- _Stated goal_
Look over the lines below. Report each one that includes the string "components".

- _Data extract_
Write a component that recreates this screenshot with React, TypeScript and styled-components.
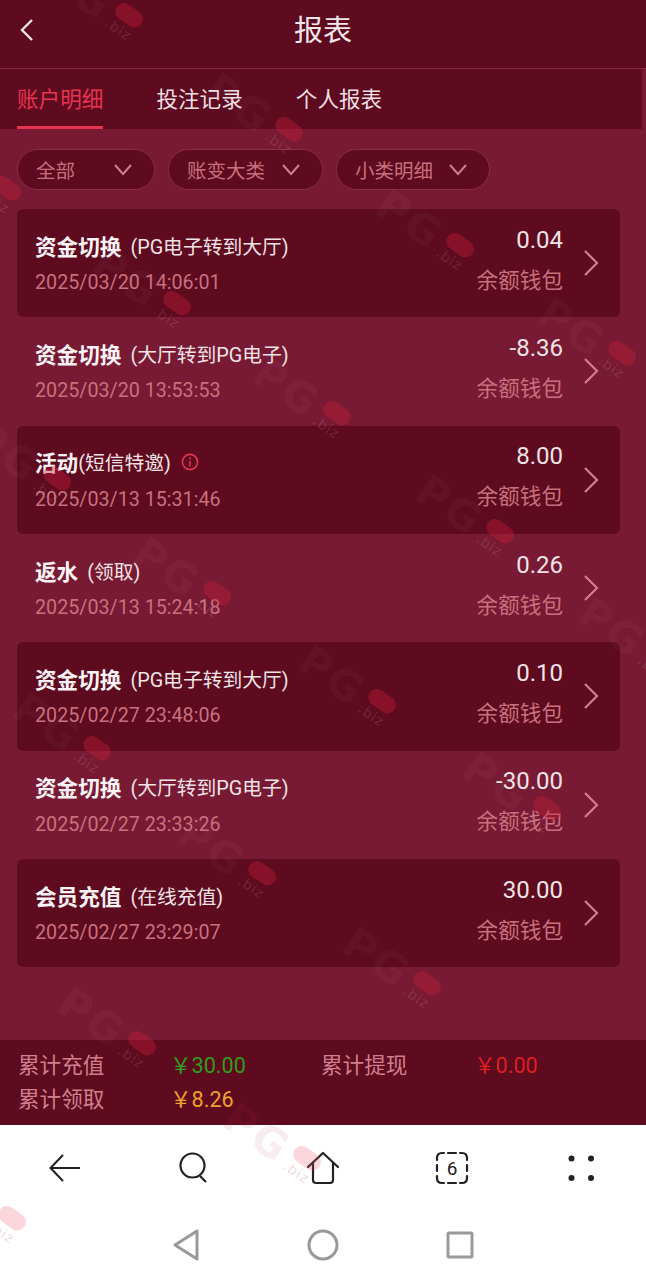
import styled, { createGlobalStyle } from "styled-components";

const GlobalStyle = createGlobalStyle`
	html, body {
		margin: 0;
		padding: 0;
		background: #fff;
	}
	body {
		font-family: Roboto, "Noto Sans CJK SC", "Liberation Sans", sans-serif;
	}
`;

const Page = styled.div`
	position: relative;
	width: 646px;
	height: 1280px;
	overflow: hidden;
	display: flex;
	flex-direction: column;
	background: #781a33;
`;

const Header = styled.header`
	height: 68px;
	flex-shrink: 0;
	box-sizing: content-box;
	display: flex;
	align-items: flex-start;
	justify-content: center;
	position: relative;
	background: #5e0a1f;
	border-bottom: 1px solid #8a2c44;
	color: #f4e6e9;
	font-size: 29px;
	line-height: 62px;
`;

const BackButton = styled.span`
	position: absolute;
	left: 18px;
	top: 17px;
	display: flex;
`;

const Tabs = styled.nav`
	height: 60px;
	width: 642px;
	flex-shrink: 0;
	display: flex;
	gap: 53px;
	padding-left: 17px;
	box-sizing: border-box;
	background: #5e0a1f;
`;

const Tab = styled.span<{ $active?: boolean }>`
	height: 60px;
	box-sizing: border-box;
	line-height: 61px;
	font-size: 21.6px;
	color: ${(p) => (p.$active ? "#e8354f" : "#f0dfe3")};
	border-bottom: 3px solid ${(p) => (p.$active ? "#e8354f" : "transparent")};
`;

const Filters = styled.div`
	display: flex;
	gap: 13px;
	padding: 20px 0 19px 17px;
`;

const Pill = styled.div<{ $width: number }>`
	width: ${(p) => p.$width}px;
	height: 41px;
	box-sizing: border-box;
	padding: 0 21px 0 18px;
	display: flex;
	align-items: center;
	justify-content: space-between;
	border-radius: 21px;
	background: #5e0a1f;
	border: 1px solid #8a2c44;
	color: #c9707f;
	font-size: 19.5px;
`;

const List = styled.div`
	width: 603px;
	margin-left: 17px;
	display: flex;
	flex-direction: column;
`;

const Row = styled.div<{ $shaded: boolean }>`
	height: 108.33px;
	box-sizing: border-box;
	padding: 0 21px 0 18px;
	display: flex;
	align-items: center;
	justify-content: space-between;
	border-radius: 6px;
	background: ${(p) => (p.$shaded ? "#5e0a1f" : "transparent")};
`;

const RowLeft = styled.div`
	display: flex;
	flex-direction: column;
	gap: 9px;
`;

const TitleLine = styled.div`
	display: flex;
	align-items: center;
	height: 30px;
	color: #f1e3e6;
	font-size: 19.8px;
`;

const RowTitle = styled.b`
	font-size: 21.6px;
	font-weight: 700;
	color: #fbf3f5;
`;

const RowNote = styled.span<{ $tight: boolean }>`
	margin-left: ${(p) => (p.$tight ? "0" : "9px")};
`;

const InfoIcon = styled.span`
	display: flex;
	margin-left: 10px;
`;

const DateText = styled.div`
	font-size: 19.7px;
	line-height: 27px;
	color: #c9707f;
`;

const RowRight = styled.div`
	display: flex;
	align-items: center;
	gap: 20px;
`;

const Money = styled.div`
	display: flex;
	flex-direction: column;
	align-items: flex-end;
	gap: 12px;
	padding-bottom: 5px;
`;

const Amount = styled.div`
	font-size: 24px;
	line-height: 28px;
	color: #f1e3e6;
`;

const Wallet = styled.div`
	font-size: 21.6px;
	line-height: 30px;
	color: #c9707f;
`;

const Summary = styled.div`
	margin-top: auto;
	height: 85px;
	flex-shrink: 0;
	box-sizing: border-box;
	padding: 6px 0 0 18px;
	display: grid;
	grid-template-columns: 152px 151px 153px 1fr;
	grid-auto-rows: 34px;
	align-items: center;
	background: #5e0a1f;
	font-size: 21.6px;
`;

const SummaryLabel = styled.span`
	color: #d17f8e;
`;

const SummaryValue = styled.span<{ $color: string }>`
	color: ${(p) => p.$color};
`;

const BrowserBar = styled.div`
	height: 85px;
	flex-shrink: 0;
	display: grid;
	grid-template-columns: repeat(5, 129.2px);
	justify-items: center;
	align-items: center;
	background: #fff;
`;

const SystemBar = styled.div`
	height: 70px;
	flex-shrink: 0;
	display: flex;
	justify-content: center;
	align-items: center;
	gap: 107px;
	background: #fff;
`;

const Mark = styled.div<{ $x: number; $y: number }>`
	position: absolute;
	left: ${(p) => p.$x - 53}px;
	top: ${(p) => p.$y - 25}px;
	width: 106px;
	height: 50px;
	transform: rotate(35deg);
	pointer-events: none;
`;

const MarkLetters = styled.span<{ $light?: boolean }>`
	position: absolute;
	left: 0;
	top: 0;
	font-family: "DejaVu Sans", sans-serif;
	font-size: 42px;
	font-weight: 700;
	letter-spacing: 3px;
	line-height: 46px;
	color: ${(p) => (p.$light ? "rgba(190, 60, 80, 0.1)" : "rgba(255, 255, 255, 0.055)")};
`;

const MarkBiz = styled.span<{ $light?: boolean }>`
	position: absolute;
	left: 76px;
	top: 24px;
	font-family: "DejaVu Sans", sans-serif;
	font-size: 14px;
	letter-spacing: 1px;
	color: ${(p) => (p.$light ? "rgba(190, 60, 80, 0.2)" : "rgba(255, 255, 255, 0.12)")};
`;

const MarkBadge = styled.span<{ $light?: boolean }>`
	position: absolute;
	left: 76px;
	top: 6px;
	width: 30px;
	height: 17px;
	border-radius: 9px;
	background: ${(p) => (p.$light ? "rgba(235, 70, 90, 0.22)" : "rgba(200, 30, 55, 0.38)")};
`;

const marks: { x: number; y: number; light?: boolean }[] = [
	{ x: 92, y: 2 },
	{ x: 252, y: 116 },
	{ x: 423, y: 232 },
	{ x: 140, y: 290 },
	{ x: 585, y: 340 },
	{ x: 300, y: 400 },
	{ x: -30, y: 175 },
	{ x: 463, y: 518 },
	{ x: 20, y: 465 },
	{ x: 180, y: 580 },
	{ x: 345, y: 688 },
	{ x: 625, y: 640 },
	{ x: 60, y: 735 },
	{ x: 510, y: 795 },
	{ x: 225, y: 860 },
	{ x: 390, y: 970 },
	{ x: 105, y: 1030 },
	{ x: 270, y: 1145, light: true },
	{ x: -25, y: 1205, light: true },
];

const rows = [
	{ title: "资金切换", note: "(PG电子转到大厅)", date: "2025/03/20 14:06:01", amount: "0.04" },
	{ title: "资金切换", note: "(大厅转到PG电子)", date: "2025/03/20 13:53:53", amount: "-8.36" },
	{ title: "活动", note: "(短信特邀)", date: "2025/03/13 15:31:46", amount: "8.00", info: true },
	{ title: "返水", note: "(领取)", date: "2025/03/13 15:24:18", amount: "0.26" },
	{ title: "资金切换", note: "(PG电子转到大厅)", date: "2025/02/27 23:48:06", amount: "0.10" },
	{ title: "资金切换", note: "(大厅转到PG电子)", date: "2025/02/27 23:33:26", amount: "-30.00" },
	{ title: "会员充值", note: "(在线充值)", date: "2025/02/27 23:29:07", amount: "30.00" },
];

const filters = [
	{ label: "全部", width: 138 },
	{ label: "账变大类", width: 155 },
	{ label: "小类明细", width: 154 },
];

const Caret = () => (
	<svg width="20" height="14" viewBox="0 0 20 14" fill="none" stroke="#d17f8e" strokeWidth="2">
		<path d="M2 2l8 9 8-9" />
	</svg>
);

const Chevron = () => (
	<svg width="16" height="28" viewBox="0 0 16 28" fill="none" stroke="#d17f8e" strokeWidth="2.2">
		<path d="M2 2l12 12L2 26" />
	</svg>
);

const App = () => {
	return (
		<Page>
			<GlobalStyle />
			<Header>
				<BackButton>
					<svg width="20" height="26" viewBox="0 0 20 26" fill="none" stroke="#f4e6e9" strokeWidth="2.4">
						<path d="M14 3L4 13l10 10" />
					</svg>
				</BackButton>
				报表
			</Header>
			<Tabs>
				<Tab $active>账户明细</Tab>
				<Tab>投注记录</Tab>
				<Tab>个人报表</Tab>
			</Tabs>
			<Filters>
				{filters.map((f) => (
					<Pill key={f.label} $width={f.width}>
						{f.label}
						<Caret />
					</Pill>
				))}
			</Filters>
			<List>
				{rows.map((r, i) => (
					<Row key={r.date} $shaded={i % 2 === 0}>
						<RowLeft>
							<TitleLine>
								<RowTitle>{r.title}</RowTitle>
								<RowNote $tight={!!r.info}>{r.note}</RowNote>
								{r.info && (
									<InfoIcon>
										<svg width="18" height="18" viewBox="0 0 18 18" fill="none" stroke="#e0354c" strokeWidth="1.6">
											<circle cx="9" cy="9" r="7.6" />
											<path d="M9 8v5.2M9 4.6v1.8" />
										</svg>
									</InfoIcon>
								)}
							</TitleLine>
							<DateText>{r.date}</DateText>
						</RowLeft>
						<RowRight>
							<Money>
								<Amount>{r.amount}</Amount>
								<Wallet>余额钱包</Wallet>
							</Money>
							<Chevron />
						</RowRight>
					</Row>
				))}
			</List>
			<Summary>
				<SummaryLabel>累计充值</SummaryLabel>
				<SummaryValue $color="#2e9e1c">￥30.00</SummaryValue>
				<SummaryLabel>累计提现</SummaryLabel>
				<SummaryValue $color="#dd2020">￥0.00</SummaryValue>
				<SummaryLabel>累计领取</SummaryLabel>
				<SummaryValue $color="#eda22e">￥8.26</SummaryValue>
			</Summary>
			<BrowserBar>
				<svg width="34" height="30" viewBox="0 0 34 30" fill="none" stroke="#222" strokeWidth="2">
					<path d="M32 15H3M15 2L2.5 15 15 28" />
				</svg>
				<svg width="32" height="32" viewBox="0 0 32 32" fill="none" stroke="#222" strokeWidth="2.2">
					<circle cx="14.5" cy="13.5" r="12" />
					<path d="M22 24l6 6" />
				</svg>
				<svg width="34" height="34" viewBox="0 0 34 34" fill="none" stroke="#222" strokeWidth="2.2" strokeLinejoin="round" strokeLinecap="round">
					<path d="M2 16L17 2l15 14M7 12.5V29q0 3 3 3h14q3 0 3-3V12.5" />
				</svg>
				<svg width="34" height="34" viewBox="0 0 34 34" fill="none" stroke="#222" strokeWidth="2.2" strokeLinecap="round">
					<path d="M2 9V7q0-5 5-5h2M13 2h8M25 2h2q5 0 5 5v2M32 14v6M32 25v2q0 5-5 5h-2M21 32h-8M9 32H7q-5 0-5-5v-2M2 20v-6" />
					<text x="17" y="23.5" textAnchor="middle" fontFamily="Roboto, sans-serif" fontSize="19" fill="#222" stroke="none">6</text>
				</svg>
				<svg width="26" height="26" viewBox="0 0 26 26" fill="#222">
					<circle cx="3.5" cy="3.5" r="3" />
					<circle cx="23" cy="3.5" r="3" />
					<circle cx="3.5" cy="23" r="3" />
					<circle cx="23" cy="23" r="3" />
				</svg>
			</BrowserBar>
			<SystemBar>
				<svg width="28" height="34" viewBox="0 0 28 34" fill="none" stroke="#999" strokeWidth="3" strokeLinejoin="round">
					<path d="M25 3v28L3 17z" />
				</svg>
				<svg width="32" height="32" viewBox="0 0 32 32" fill="none" stroke="#999" strokeWidth="3">
					<circle cx="16" cy="16" r="14" />
				</svg>
				<svg width="28" height="28" viewBox="0 0 28 28" fill="none" stroke="#999" strokeWidth="3" strokeLinejoin="round">
					<rect x="2" y="2" width="24" height="24" rx="1" />
				</svg>
			</SystemBar>
			{marks.map((m) => (
				<Mark key={`${m.x}-${m.y}`} $x={m.x} $y={m.y}>
					<MarkLetters $light={m.light}>PG</MarkLetters>
					<MarkBadge $light={m.light} />
					<MarkBiz $light={m.light}>.biz</MarkBiz>
				</Mark>
			))}
		</Page>
	);
};

export default App;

- _Answer below_
Write a component that recreates this screenshot with React, TypeScript and styled-components.
import styled, { createGlobalStyle } from "styled-components";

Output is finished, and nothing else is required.